Venture to the Mobile Market

By: Elizabeth Stahl, Communication Intern

Picture this for me, if you will.  You do not have enough food to get you through the week, let alone the month.  You decide to go to a Mobile Market.  You enter a room and are handed two grocery bags.  You stand patiently in a line of many.  You reach tables of produce and food, and are then handed a select number of each item.  You place the six bananas, the four boxes of granola, the single bag of lettuce, into your grocery bags and proceed further down the line.  Taking anything and everything that the volunteers handed you, you reach the end of the line, and head home.  You sit and plan out how you are going to make this one package of raspberries last until the end of next week.  You plan how you are going to make a bag of fresh green beans feed your family for the rest of the week. You are thankful for what help you received.

This week's adventure to Wake Forest for Elizabeth's Friday Full of Fun opened my eyes to new experiences.  I am grateful that I was able to attend and see Inter-Faith Food Shuttle's food distribution first hand.

I attended a Mobile Food Market in Wake Forest earlier this week.  A large, refrigerated truck was filled with produce and other boxed food items and taken to Wake Forest Baptist Church, a monthly event which started last June.  Twenty volunteers unloaded the produce and set it out onto tables, placing numbered labels in front of each item.  These numbers told individuals how many of each particular item they are allowed to take, to ensure that each person could receive food.  They were able to choose which items they accepted, different from programs where people take what they can get.  I got to step on the line and distribute food, four small boxes of granola to each individual.  Some were elderly, some were quite young, but everyone was gracious.  The continuous line of diverse individuals flowed through the church for an hour then the food was gone.  The volunteers cleaned up the tables, broke down the cardboard boxes, and said a simple until next monthEndless “thank yous” were heard during my two-hour visit.  Everyone was just appreciative that we were even there.  This room full of gratitude served about ninety people that day.

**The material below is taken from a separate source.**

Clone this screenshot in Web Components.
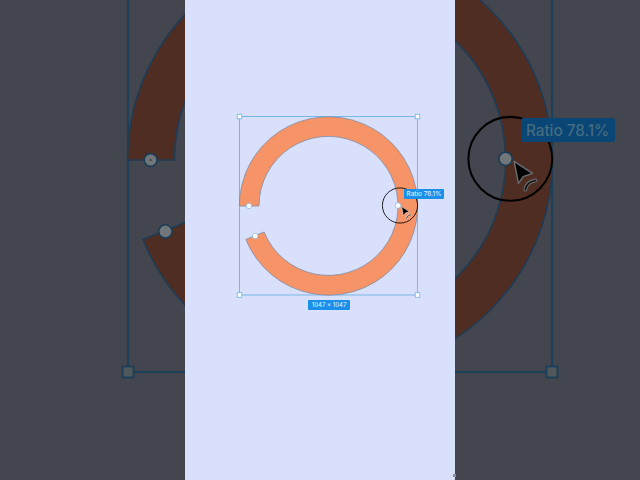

In my mind, our produce and our food made a difference in the lives of many. Also in my mind, we as a community, can do more.  More funding, more volunteers, more produce -  “more, more, more, I want more.” We hear this all the time in several aspects of life.   If we alter that sentence slightly and focus on food insecure individuals, “they need more,” then as a community we can work together to put those needs in front of our own.  Picture yourself again, as someone who must go through a mobile market line just to scrape by.  Wouldn’t you value any and all help?

Many thanks to Becky Holt, the coordinator of this Mobile Market, who allowed me to observe and who also gave me these photographs.